> EXERCISE OBJECTIVE:
Identify all lines in the data containing the string "index". Copy them out.
────
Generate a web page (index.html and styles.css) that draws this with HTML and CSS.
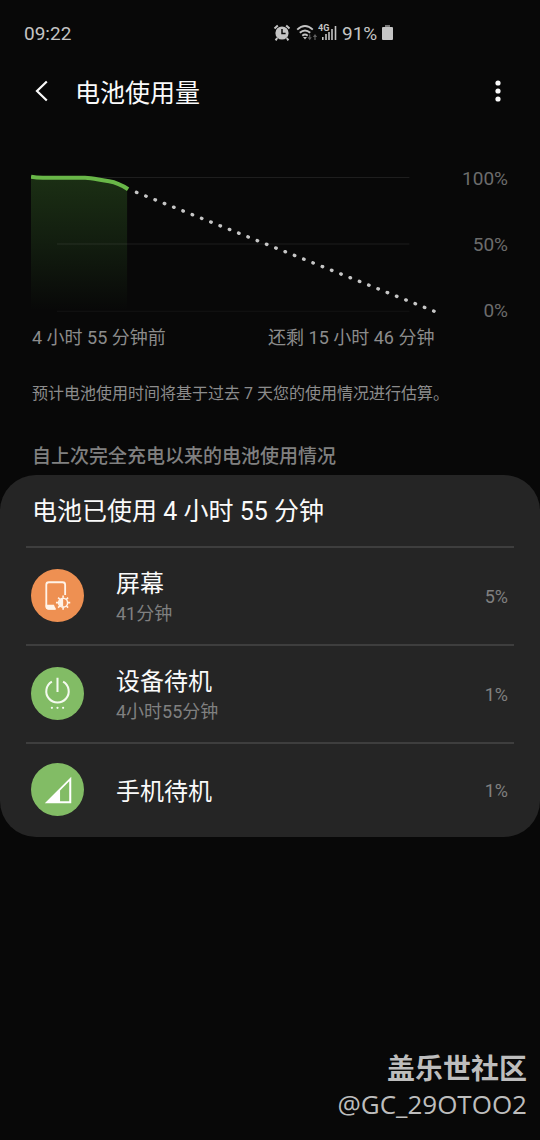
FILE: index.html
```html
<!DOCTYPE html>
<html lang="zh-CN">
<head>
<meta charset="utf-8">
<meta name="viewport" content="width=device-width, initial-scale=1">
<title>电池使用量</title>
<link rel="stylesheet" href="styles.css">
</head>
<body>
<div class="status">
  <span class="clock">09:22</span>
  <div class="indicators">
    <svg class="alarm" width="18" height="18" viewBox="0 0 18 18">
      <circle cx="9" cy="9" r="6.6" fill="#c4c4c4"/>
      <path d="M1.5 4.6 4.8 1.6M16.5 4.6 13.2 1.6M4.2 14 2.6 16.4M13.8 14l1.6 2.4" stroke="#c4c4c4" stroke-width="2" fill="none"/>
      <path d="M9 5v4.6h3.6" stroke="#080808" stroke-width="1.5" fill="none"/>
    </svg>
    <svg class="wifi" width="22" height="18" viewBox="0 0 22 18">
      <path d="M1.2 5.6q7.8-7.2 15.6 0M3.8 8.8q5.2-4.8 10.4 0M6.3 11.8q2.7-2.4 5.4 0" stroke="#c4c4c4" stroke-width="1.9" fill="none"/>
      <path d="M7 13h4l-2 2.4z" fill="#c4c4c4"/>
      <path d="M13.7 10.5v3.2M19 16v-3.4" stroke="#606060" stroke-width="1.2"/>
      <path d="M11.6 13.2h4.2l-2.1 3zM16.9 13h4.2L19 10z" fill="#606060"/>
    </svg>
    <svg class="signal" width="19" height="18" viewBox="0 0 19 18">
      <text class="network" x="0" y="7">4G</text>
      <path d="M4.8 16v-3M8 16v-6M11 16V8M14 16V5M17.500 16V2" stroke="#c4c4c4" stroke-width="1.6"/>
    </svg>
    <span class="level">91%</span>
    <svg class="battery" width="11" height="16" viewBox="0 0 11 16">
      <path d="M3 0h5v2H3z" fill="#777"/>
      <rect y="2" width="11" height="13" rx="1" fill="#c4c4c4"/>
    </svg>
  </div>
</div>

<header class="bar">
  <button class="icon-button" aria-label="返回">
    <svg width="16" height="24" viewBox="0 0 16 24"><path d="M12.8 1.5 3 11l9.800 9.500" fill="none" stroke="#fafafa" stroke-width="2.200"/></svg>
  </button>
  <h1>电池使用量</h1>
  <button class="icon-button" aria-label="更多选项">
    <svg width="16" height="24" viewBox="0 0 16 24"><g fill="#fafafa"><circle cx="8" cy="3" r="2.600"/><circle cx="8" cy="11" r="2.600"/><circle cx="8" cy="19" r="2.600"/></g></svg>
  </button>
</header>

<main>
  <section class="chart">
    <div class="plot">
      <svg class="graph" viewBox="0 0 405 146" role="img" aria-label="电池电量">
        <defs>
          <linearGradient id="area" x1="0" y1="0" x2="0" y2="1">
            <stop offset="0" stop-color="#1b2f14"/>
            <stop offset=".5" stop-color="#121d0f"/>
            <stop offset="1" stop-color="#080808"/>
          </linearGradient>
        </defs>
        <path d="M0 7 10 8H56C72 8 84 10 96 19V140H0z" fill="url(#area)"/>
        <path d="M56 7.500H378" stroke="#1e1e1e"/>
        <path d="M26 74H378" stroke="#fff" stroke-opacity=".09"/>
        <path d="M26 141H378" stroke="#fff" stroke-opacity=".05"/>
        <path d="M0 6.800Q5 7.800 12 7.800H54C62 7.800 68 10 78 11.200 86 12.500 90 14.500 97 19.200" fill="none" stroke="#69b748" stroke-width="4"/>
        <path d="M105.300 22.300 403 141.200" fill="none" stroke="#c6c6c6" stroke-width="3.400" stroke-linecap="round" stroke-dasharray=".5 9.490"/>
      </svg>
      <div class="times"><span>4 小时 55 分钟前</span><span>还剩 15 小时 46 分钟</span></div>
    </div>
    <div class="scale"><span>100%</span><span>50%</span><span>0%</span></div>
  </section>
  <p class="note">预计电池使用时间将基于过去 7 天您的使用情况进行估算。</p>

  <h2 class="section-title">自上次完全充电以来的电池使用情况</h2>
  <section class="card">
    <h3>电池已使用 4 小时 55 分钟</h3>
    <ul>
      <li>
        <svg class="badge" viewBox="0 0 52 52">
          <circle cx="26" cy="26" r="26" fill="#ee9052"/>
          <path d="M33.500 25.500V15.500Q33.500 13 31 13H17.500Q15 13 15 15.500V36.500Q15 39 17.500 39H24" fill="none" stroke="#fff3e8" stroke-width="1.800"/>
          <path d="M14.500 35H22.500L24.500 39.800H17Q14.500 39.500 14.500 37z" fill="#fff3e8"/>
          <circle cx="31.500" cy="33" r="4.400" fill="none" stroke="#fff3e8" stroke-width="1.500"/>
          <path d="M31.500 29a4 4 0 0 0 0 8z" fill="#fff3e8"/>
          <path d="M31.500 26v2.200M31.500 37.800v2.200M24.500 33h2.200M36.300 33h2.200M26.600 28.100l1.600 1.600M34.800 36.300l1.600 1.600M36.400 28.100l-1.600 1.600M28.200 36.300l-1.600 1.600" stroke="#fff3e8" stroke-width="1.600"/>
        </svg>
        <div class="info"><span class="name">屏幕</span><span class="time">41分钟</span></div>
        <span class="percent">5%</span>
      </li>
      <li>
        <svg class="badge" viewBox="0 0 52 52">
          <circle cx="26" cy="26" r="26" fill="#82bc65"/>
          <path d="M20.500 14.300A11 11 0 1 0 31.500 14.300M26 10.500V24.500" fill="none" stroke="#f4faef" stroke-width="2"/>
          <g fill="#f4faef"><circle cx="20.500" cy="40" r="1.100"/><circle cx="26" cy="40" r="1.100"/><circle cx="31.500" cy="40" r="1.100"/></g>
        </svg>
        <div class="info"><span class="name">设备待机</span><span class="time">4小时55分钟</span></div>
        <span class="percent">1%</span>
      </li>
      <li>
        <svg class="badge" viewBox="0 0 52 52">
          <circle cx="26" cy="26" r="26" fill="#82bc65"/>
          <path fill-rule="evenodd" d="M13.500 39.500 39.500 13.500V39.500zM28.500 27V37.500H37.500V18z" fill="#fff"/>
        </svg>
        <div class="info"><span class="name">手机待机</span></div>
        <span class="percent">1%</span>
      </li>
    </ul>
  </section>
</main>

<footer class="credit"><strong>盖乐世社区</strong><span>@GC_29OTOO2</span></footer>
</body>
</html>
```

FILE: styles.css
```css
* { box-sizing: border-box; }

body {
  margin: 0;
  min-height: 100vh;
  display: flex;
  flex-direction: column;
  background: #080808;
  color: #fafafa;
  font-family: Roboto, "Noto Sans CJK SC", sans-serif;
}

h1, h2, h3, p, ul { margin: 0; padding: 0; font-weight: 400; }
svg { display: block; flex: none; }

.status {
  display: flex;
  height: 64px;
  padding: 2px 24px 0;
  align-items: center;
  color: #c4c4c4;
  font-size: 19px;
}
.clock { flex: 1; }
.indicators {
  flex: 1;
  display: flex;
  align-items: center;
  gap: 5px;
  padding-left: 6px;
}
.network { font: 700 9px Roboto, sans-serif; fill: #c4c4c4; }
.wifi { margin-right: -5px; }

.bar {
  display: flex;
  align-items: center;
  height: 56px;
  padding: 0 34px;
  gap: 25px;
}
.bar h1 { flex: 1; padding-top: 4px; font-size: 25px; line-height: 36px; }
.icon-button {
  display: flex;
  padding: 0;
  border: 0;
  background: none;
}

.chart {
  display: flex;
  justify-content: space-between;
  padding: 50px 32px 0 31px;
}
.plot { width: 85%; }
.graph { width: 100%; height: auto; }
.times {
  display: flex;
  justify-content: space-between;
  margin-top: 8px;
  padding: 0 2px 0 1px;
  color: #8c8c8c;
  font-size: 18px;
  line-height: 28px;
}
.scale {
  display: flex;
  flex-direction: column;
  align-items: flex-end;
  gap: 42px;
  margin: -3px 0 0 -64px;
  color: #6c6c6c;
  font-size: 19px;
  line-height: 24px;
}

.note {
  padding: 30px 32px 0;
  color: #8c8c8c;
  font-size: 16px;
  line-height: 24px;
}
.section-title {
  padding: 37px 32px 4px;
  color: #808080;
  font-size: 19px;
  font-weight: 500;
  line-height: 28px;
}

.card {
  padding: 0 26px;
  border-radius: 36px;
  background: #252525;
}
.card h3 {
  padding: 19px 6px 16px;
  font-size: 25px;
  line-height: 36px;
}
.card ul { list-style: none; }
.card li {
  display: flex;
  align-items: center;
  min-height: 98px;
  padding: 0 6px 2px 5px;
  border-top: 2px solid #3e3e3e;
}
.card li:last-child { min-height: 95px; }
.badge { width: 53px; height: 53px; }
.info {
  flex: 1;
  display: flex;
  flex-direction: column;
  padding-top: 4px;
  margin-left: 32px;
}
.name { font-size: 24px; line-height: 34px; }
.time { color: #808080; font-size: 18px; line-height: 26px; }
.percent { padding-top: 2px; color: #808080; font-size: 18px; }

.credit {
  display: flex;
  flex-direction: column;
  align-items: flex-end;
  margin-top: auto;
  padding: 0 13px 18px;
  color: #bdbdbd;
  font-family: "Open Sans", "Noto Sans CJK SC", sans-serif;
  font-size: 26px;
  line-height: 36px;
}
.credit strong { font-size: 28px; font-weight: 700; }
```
────
> OUTPUT OF THE TASK:
Generate a web page (index.html and styles.css) that draws this with HTML and CSS.
FILE: index.html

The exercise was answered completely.